Work to be completed: In the listing below, pick out lines with "that".

Exercise materials:
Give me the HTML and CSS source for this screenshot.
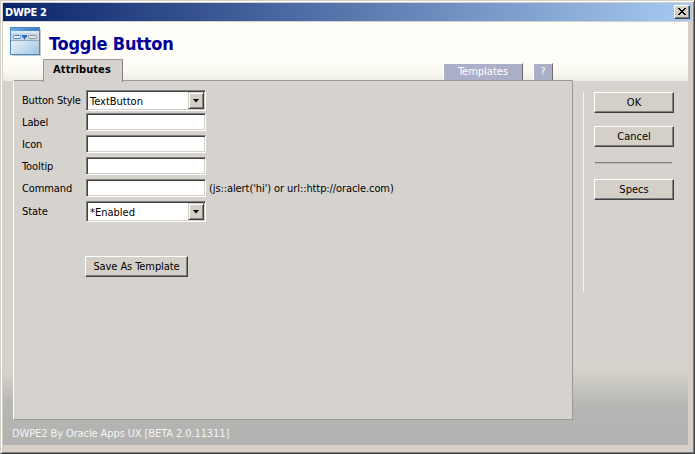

==

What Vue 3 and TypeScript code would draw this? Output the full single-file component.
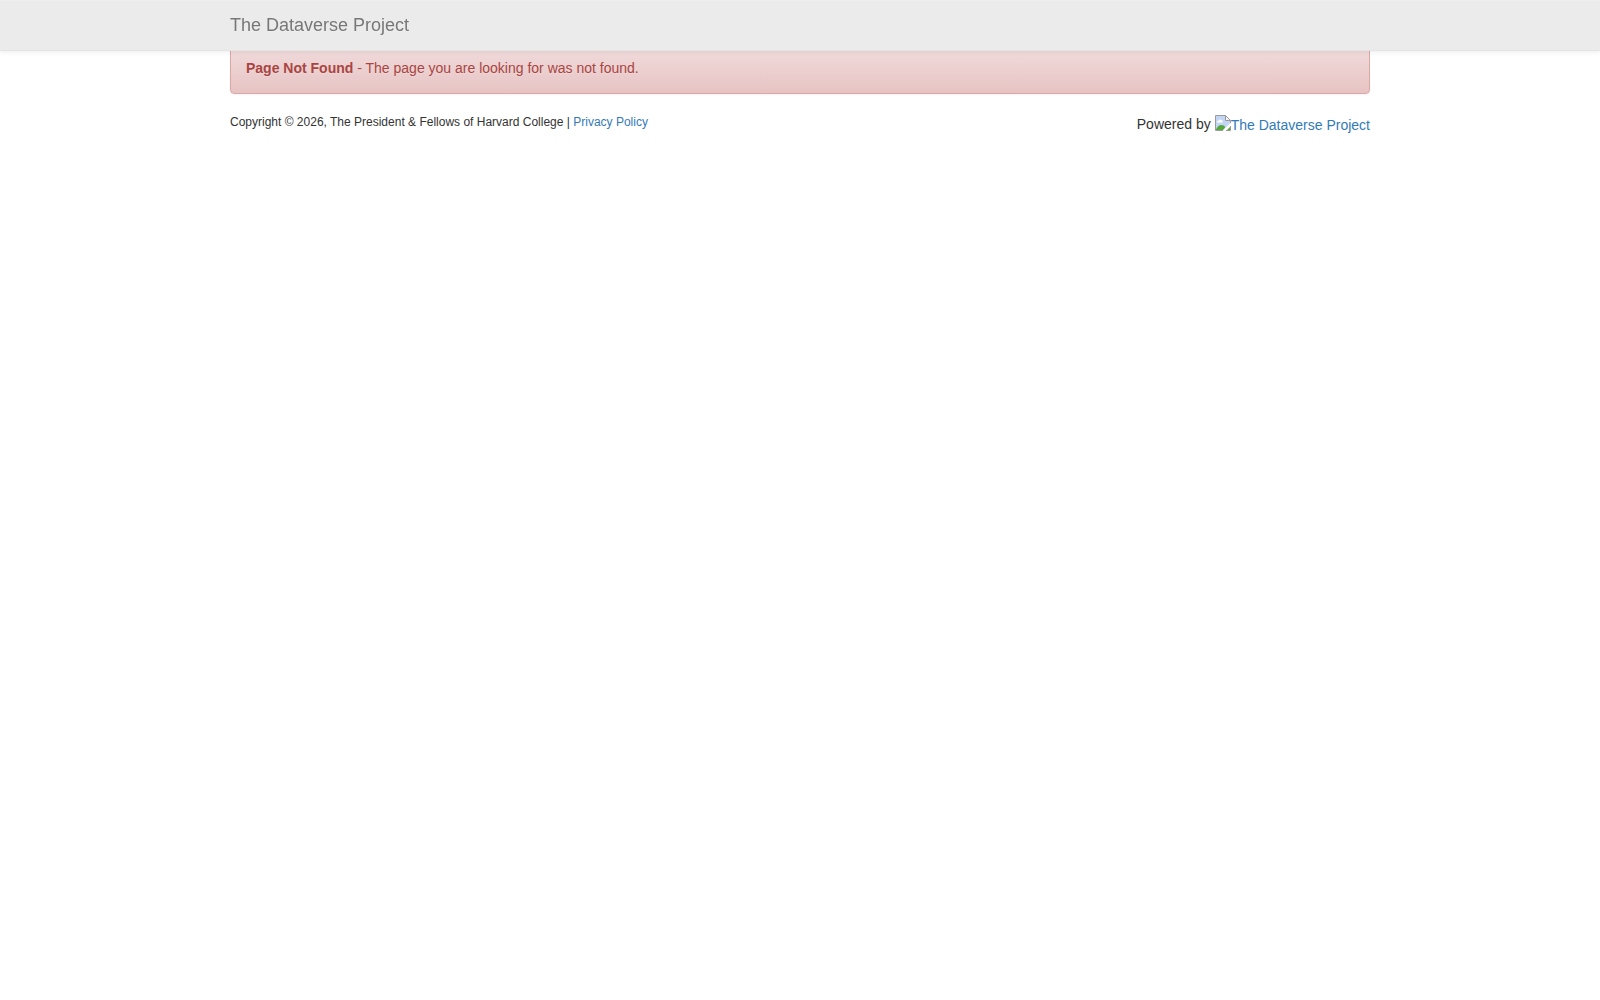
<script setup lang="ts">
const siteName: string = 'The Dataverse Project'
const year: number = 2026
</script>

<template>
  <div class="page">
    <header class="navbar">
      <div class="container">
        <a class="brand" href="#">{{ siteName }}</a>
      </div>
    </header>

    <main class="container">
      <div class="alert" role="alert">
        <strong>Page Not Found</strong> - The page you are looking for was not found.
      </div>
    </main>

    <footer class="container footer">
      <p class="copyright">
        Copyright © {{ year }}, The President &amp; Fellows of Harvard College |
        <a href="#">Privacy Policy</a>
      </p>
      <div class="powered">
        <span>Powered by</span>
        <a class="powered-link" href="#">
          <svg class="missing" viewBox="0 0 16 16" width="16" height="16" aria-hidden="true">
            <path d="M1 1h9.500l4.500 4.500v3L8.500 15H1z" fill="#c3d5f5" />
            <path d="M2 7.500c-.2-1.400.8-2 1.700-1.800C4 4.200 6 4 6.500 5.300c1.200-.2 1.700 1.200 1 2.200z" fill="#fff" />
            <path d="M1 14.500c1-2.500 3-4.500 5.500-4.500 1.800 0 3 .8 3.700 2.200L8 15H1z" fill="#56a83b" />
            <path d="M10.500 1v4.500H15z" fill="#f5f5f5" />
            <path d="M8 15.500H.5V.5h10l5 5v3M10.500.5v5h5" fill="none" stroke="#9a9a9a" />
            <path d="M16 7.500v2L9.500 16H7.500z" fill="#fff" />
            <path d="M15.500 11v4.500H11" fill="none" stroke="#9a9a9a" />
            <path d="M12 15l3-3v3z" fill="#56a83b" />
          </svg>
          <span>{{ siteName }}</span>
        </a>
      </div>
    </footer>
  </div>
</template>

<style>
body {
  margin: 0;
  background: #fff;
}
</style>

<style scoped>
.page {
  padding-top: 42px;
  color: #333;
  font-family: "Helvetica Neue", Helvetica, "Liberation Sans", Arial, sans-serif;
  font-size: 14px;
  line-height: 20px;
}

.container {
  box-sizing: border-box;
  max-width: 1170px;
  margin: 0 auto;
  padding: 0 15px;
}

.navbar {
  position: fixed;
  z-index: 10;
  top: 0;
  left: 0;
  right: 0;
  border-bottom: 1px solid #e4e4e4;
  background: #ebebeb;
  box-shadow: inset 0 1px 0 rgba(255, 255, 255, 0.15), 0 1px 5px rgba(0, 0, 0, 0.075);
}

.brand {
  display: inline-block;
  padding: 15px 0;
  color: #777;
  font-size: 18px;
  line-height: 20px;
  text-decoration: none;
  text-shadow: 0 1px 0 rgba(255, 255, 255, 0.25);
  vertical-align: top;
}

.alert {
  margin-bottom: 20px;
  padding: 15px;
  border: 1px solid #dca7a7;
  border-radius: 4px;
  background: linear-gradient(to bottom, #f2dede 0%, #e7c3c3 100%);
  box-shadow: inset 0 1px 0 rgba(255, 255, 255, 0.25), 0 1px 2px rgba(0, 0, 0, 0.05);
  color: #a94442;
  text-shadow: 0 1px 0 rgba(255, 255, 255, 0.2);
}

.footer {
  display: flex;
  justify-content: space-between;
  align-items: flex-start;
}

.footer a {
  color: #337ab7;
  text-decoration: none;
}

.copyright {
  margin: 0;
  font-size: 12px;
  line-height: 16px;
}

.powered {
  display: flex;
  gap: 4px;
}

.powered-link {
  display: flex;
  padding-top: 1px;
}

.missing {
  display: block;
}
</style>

--

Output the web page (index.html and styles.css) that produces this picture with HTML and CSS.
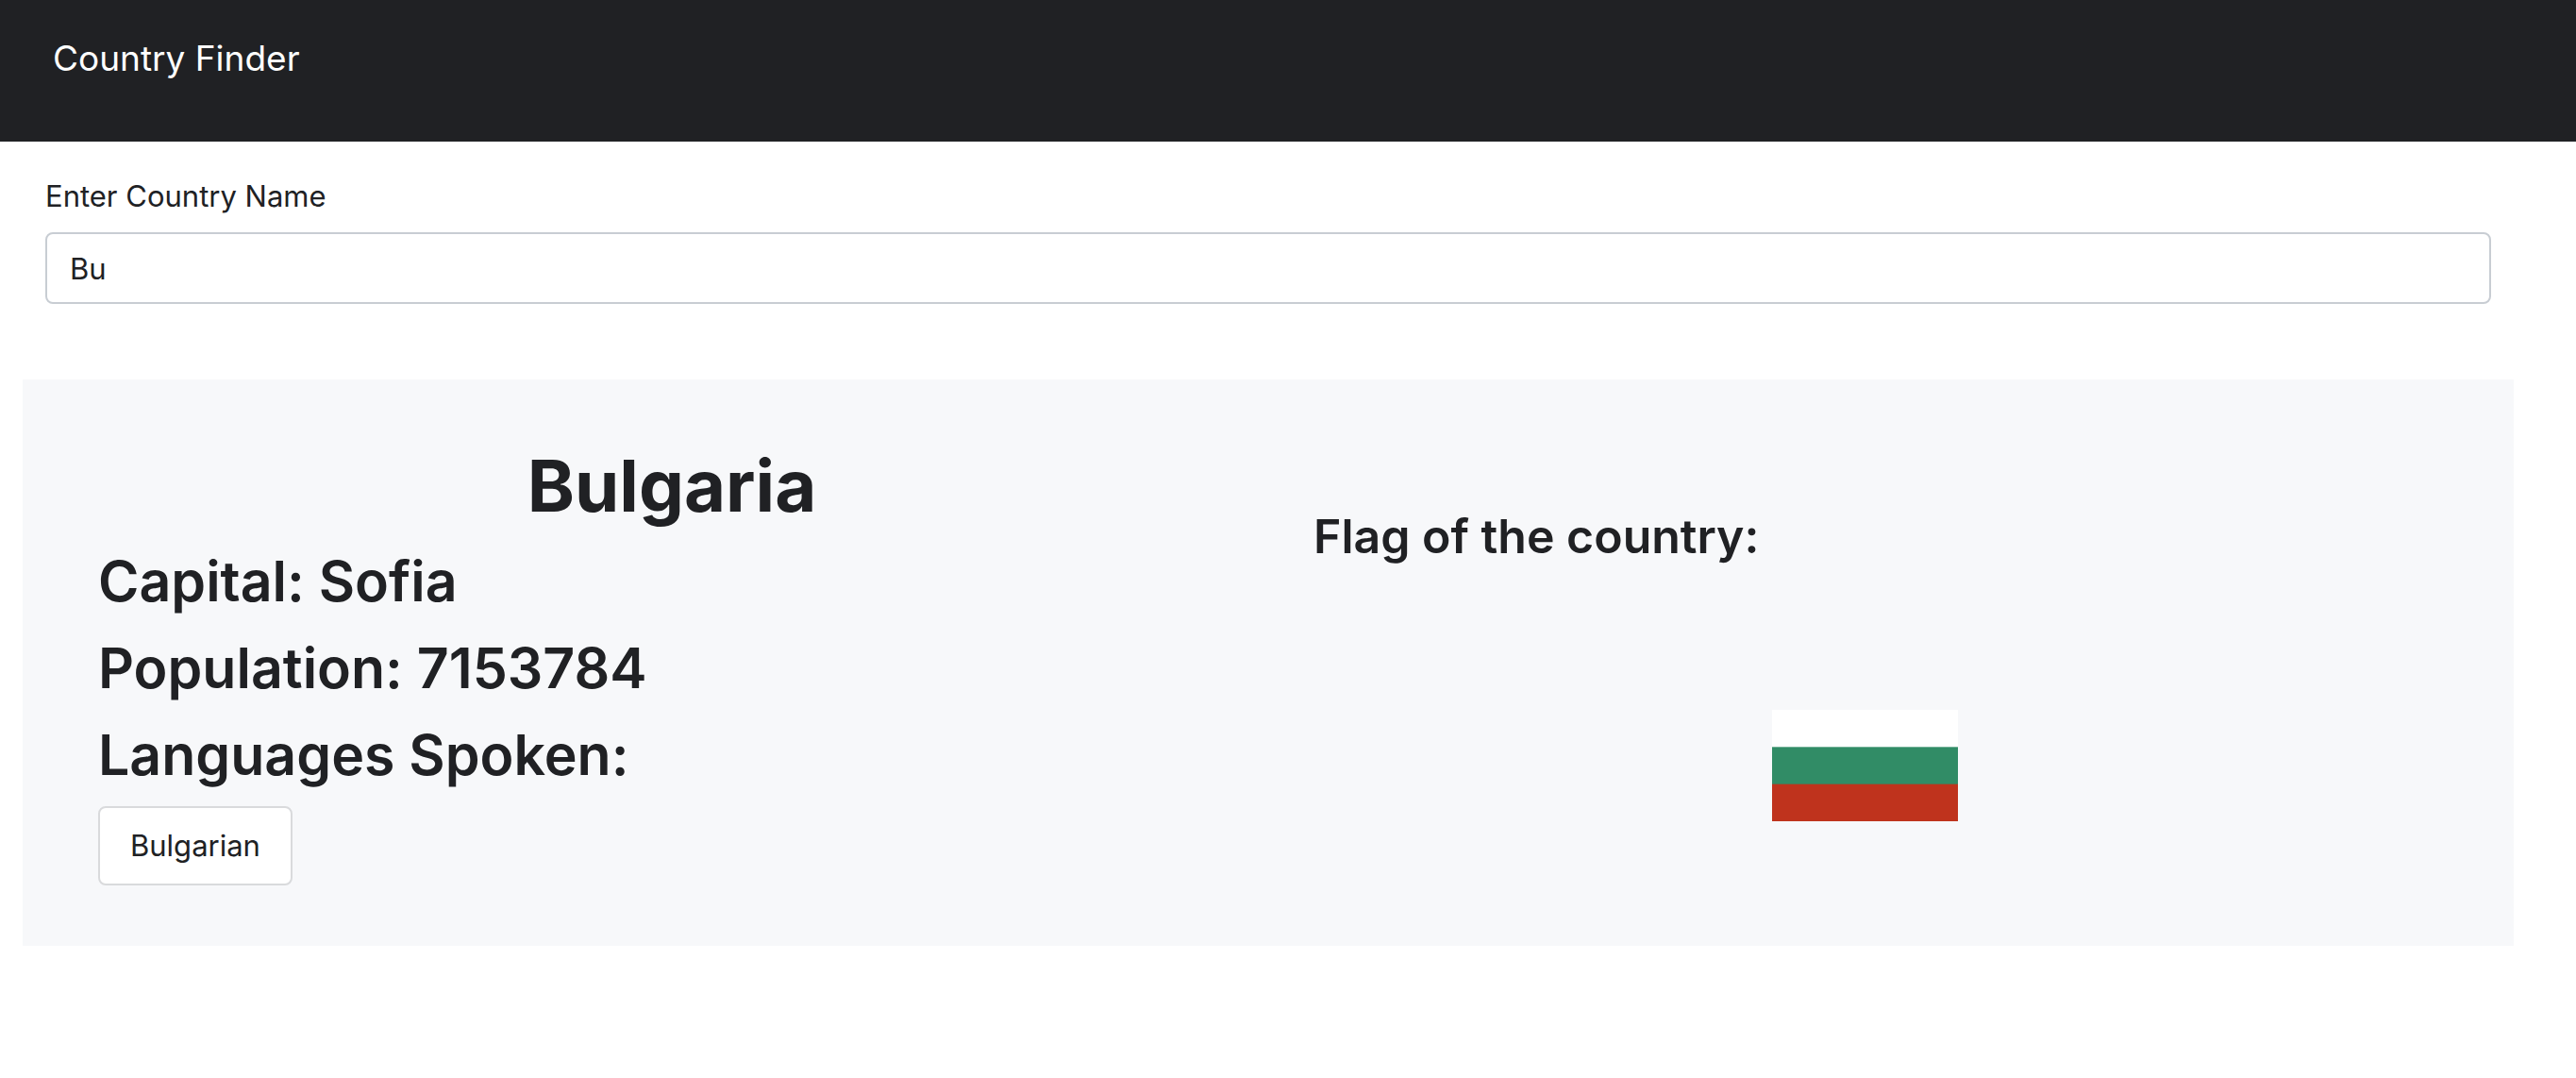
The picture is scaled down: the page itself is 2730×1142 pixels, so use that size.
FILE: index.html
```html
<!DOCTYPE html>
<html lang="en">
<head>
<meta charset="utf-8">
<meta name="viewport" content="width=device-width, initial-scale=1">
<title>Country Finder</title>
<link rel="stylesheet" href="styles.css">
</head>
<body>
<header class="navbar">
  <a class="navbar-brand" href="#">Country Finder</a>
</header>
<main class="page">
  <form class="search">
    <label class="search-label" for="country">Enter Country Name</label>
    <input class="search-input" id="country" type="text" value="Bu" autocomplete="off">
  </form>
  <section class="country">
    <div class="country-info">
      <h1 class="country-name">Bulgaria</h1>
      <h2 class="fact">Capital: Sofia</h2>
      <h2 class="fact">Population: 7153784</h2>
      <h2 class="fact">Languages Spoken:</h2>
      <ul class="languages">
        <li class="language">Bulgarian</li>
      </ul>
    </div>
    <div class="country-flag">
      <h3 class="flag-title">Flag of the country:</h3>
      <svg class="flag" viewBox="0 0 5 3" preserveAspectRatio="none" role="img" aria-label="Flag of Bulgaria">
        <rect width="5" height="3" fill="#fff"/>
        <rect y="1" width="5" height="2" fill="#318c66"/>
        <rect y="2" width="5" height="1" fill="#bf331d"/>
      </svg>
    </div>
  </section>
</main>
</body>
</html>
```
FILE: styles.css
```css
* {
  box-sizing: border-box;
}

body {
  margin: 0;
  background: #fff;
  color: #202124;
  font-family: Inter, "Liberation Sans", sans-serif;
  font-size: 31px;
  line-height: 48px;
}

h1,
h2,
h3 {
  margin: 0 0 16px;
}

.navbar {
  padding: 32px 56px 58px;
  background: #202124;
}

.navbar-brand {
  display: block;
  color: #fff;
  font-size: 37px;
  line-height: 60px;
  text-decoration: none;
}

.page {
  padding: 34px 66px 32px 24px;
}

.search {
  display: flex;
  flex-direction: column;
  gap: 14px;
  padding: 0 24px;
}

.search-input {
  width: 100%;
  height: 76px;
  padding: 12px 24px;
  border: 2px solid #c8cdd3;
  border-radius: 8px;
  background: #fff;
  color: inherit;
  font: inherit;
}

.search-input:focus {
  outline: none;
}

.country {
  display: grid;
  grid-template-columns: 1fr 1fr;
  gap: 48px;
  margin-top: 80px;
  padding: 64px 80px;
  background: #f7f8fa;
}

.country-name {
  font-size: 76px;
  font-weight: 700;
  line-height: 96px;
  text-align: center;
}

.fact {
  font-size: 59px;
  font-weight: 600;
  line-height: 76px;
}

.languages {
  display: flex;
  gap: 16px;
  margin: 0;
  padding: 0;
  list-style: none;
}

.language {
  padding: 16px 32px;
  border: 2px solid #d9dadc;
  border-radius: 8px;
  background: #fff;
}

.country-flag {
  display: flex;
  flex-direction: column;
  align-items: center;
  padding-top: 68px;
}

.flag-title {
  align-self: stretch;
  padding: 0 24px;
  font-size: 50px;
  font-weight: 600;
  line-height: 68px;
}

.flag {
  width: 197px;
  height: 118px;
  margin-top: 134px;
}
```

Problem solution:
Output the web page (index.html and styles.css) that produces this picture with HTML and CSS.
The picture is scaled down: the page itself is 2730×1142 pixels, so use that size.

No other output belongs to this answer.